# Notebook schaltet sich nach 2 Sekunden aus bzw. geht nicht mehr an



## jackadam (7. Dezember 2016)

Hallo,
ich habe den Medion akoya P7815 (MD98242) (MSN30014960) und habe folgendes Problem: ich machte mein Laptop an meldete mich bei meinem Benutzer an 2 Minuten danach ging der Computer schlagartig aus obwohl in dem Computer ein Akku drinnen war und ein Netzteil angeschlossen war. Als ich versuchte das Laptop erneut zu starten kam ich nicht mal bis zu der Benutzeranmeldung denn der Computer ging wieder aus. Beim nächsten Versuch ging der Bildschirm kurz an, das Medion-Logo erschien, es ertönte das gewohnte Startgeräusch doch nach 2 Sekunden ist der Computer wieder schlagartig aus. Ich versuchte es immer wieder doch es änderte sich nichts. Der PC zeigte aber nur diese kurze Reaktion wenn der Akku im Computer war und das Netzteil angeschlossen war. War nur der Akku drinnen oder nur das Netzteil angeschlossen reagierte das Laptop gar nicht. Ich überprüfte auch das Netzteil indem ich es an ein anderes Notebook steckte, es funktionierte einwandfrei. Ich nahm auch den Akku heraus drückte für eine Minute den Anschalltknopf und versuchte erneut, es half jedoch nichts. Ich nahm auch einen Arbeitsspeicher heraus versuchte zu starten und probierte es auch mit dem anderen Arbeitsspeicher doch der Erfolg blieb weiterhin aus. Auch wenn ich die Festplatte vor dem starten heraus nahm machte das keine Unterschied. Als ich in den 2-3 Sekunden in welchen der pc an war verschiedene Tasten drückte um ins BIOS oder so reinzukommen flimmerte das medionzeichen kurz der Bildschirm wurde dunkler - wieder aus. Je öfter ich versuchte zu starten desto kürzer wurde die Zeit in welcher der Computer an war. Bis nicht einmal mehr der Bildschirm an ging, zu guter letzt gar nichts mehr passierte und nicht einmal mehr das Lämpchen zur Anzeige, dass der Akku aufläd, leuchtete. Ich ließ das Laptop für eine Zeit am Netzteil angeschlossen nach einigen Minuten leuchtete sogar wieder das Lämpchen zur Batterie Ladung, ich versuchte zu starten aber bevor der Bildschirm anging war alles schon wieder aus auch das "Ladelämpchen". 
Ich würde mich riesig freuen wenn mir jemand von euch weiterhelfen könnte!! Vielen Dank schonmal im Voraus!


----------



## XiruFTW (7. Dezember 2016)

Hi,
ich sehe das Laptop ist ja schon "etwas" älter. Kommt es womöglich zum Hitzestau im inneren des Gehäuses? Drehen die Lüfter beim Starten? Bzw. befindet sich viel Staub in deren Nähe? Wenn ja evtl. mal das Gehäuse aufschrauben, Staub entfernen und je nach Kenntnisstand die Wärmeleitpasten überprüfen/erneuern. 
Ist das Netzteil intakt, bzw. ist der Akku ausreichend geladen? 

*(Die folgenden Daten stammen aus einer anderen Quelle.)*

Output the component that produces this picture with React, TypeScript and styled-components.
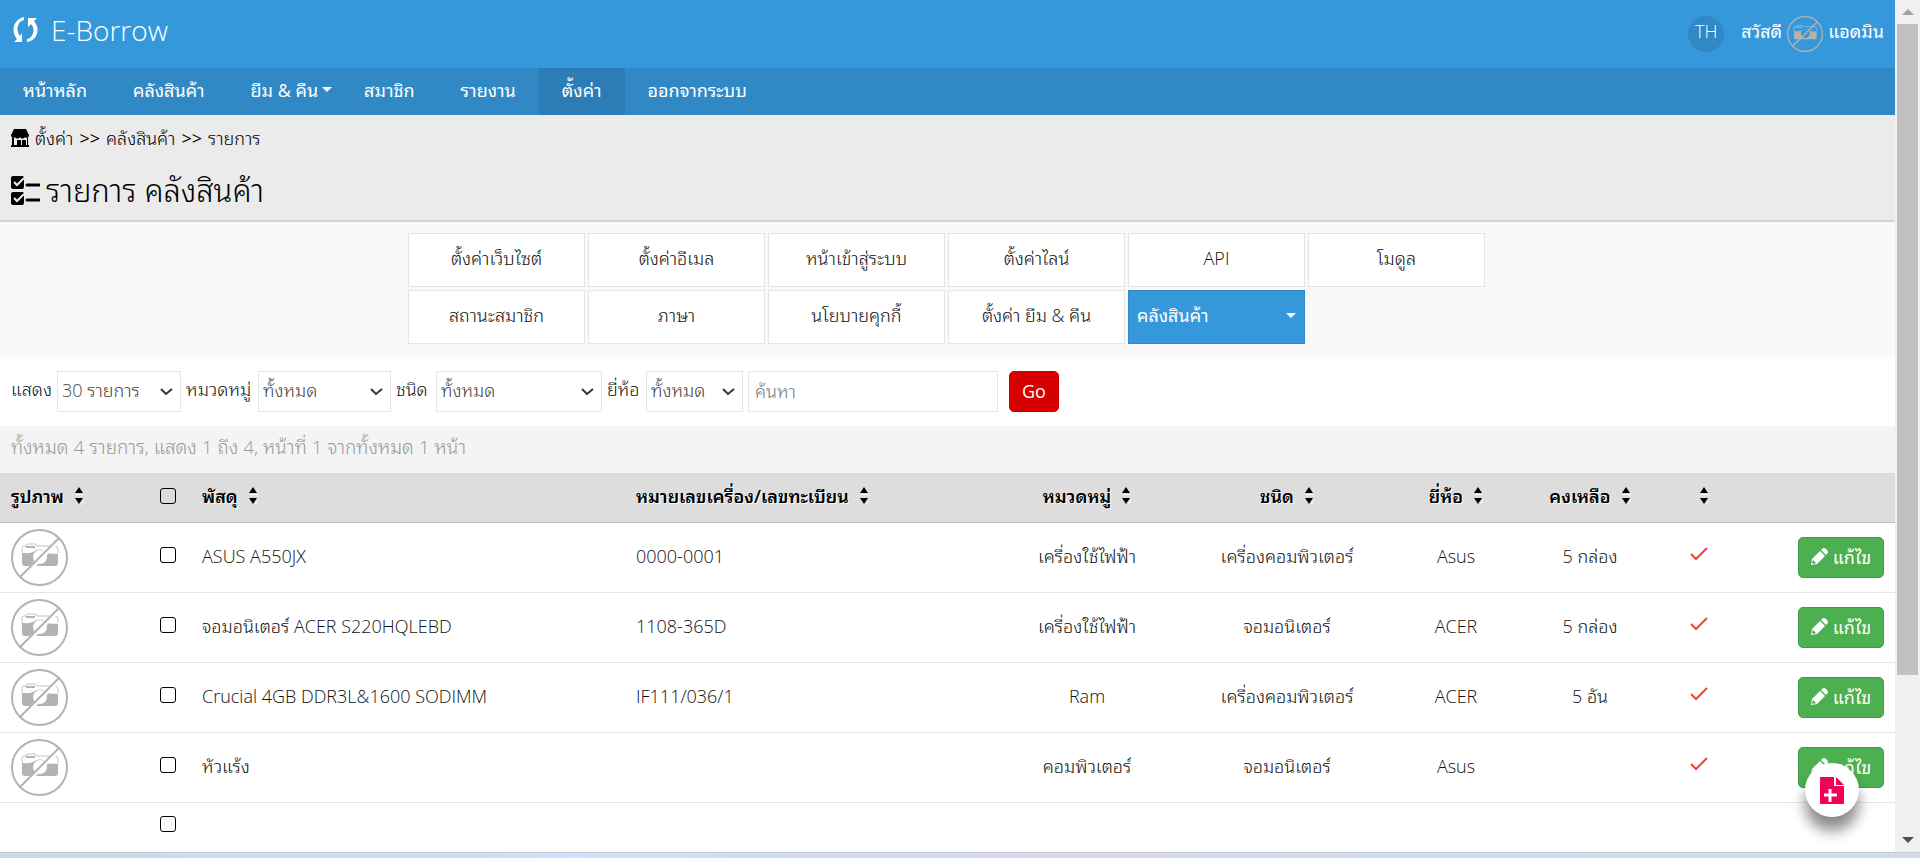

OT: Bitte beim nächsten Mal etwas auf die Formatierung des Textes achten. Einen Fließtext ohne Absätze und logische Ordnung wird ungerne gelesen, ergo sind die Leute nicht motiviert, sich der Sache anzunehmen.


----------



## wuselsurfer (7. Dezember 2016)

Verdeckte Lüftung, würde ich sagen.

Rotor von außen blockieren und Ausblasen mit Druckluft.

Wenn das nicht hilft, demontieren und Wärmeleitpaste von CPU und evtl. Grafikkarte und Chipsatz neu auftragen.
Das geht so ähnlich:
Medion Akoya P6618 MD97620 Notebook/Laptop Tastatur - YouTube.

Aber bitte *KEINE *Metallgegenstände zum Montieren verwenden, das gibt zu 95% Kratzer.


----------